Actress in a Supporting Role
    The Nominees:
    Amy Adams - Junebug
    Catherine Keener - Capote
    Frances McDormand - North Country
    Rachel Weisz - The Constant Gardener
    Michelle Williams - Brokeback Mountain


    What will happen?
    Rachel Weisz and Frances McDormand are both slightly funny-looking. The world may be ready for gay cowboys, but they aren't ready for award-winning funny-looking people (which is why I haven't won any awards since high school). Of the remainders, I'll go with Catherine Keener because she was good in Being John Malkovich.
Actor in a Leading Role
    The Nominees:
    Philip Seymour Hoffman - Capote
    Terrence Howard - Hustle & Flow
    Heath Ledger - Brokeback Mountain
  • Joaquin Phoenix - Walk the Line
    David Strathairn - Good Night, and Good Luck.


  • What will happen?
    Jokin Phoenix wins this category hands down. I never really liked him after Gladiator, and then I finally realized that the reason I didn't like him was because he did such a good job being unlikable. In Walk the Line he completely became Johnny Cash, and also taught me the song, Ring of Fire. I wonder how they decided that Jake was supporting and Heath was the lead actor in Brokeback Mountain. I guess they just flipped a coin, or wrestled for it.
Actress in a Leading Role
    The Nominees:
    Judi Dench - Mrs. Henderson Presents
    Felicity Huffman - Transamerica
    Keira Knightley - Pride & Prejudice
    Charlize Theron - North Country
  • Reese Witherspoon - Walk the Line


  • What will happen?
    Judi Dench falls into the "funny-looking" category (as well as the "slightly scary" category, so she's an auto-lose. Of the remainders, I'd like Reese to win, but it will end up being Charlize Theron for tradition's sake.
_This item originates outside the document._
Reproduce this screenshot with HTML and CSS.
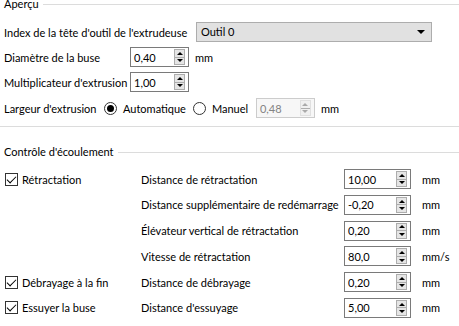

Keira has a few more years of prettiness before she finally dirties up enough to win an Oscar -- but she'll have to think of another role besides a homicidal prostitute.
Best Motion Picture
    The Nominees:
    Brokeback Mountain
    Capote
  • Crash
    Good Night, and Good Luck.
    Munich


  • What will happen?
    I am just one man, and a rather small one at that, so rather than continue to fight the tide of favour, I'll vote for Brokeback Mountain to win this category. The only problem with this is that we'll have to endure weeks of insipid news coverage earmarking it as a landmark event in gay rights, or something equally silly. No one said anything about gay hobbits when Lord of the Rings won the first time -- why does this movie winning automatically equate to a deeper meaning than "Hey, this was a good movie"?

Happy Birthday Mike Sharp, a.k.a. Junesy!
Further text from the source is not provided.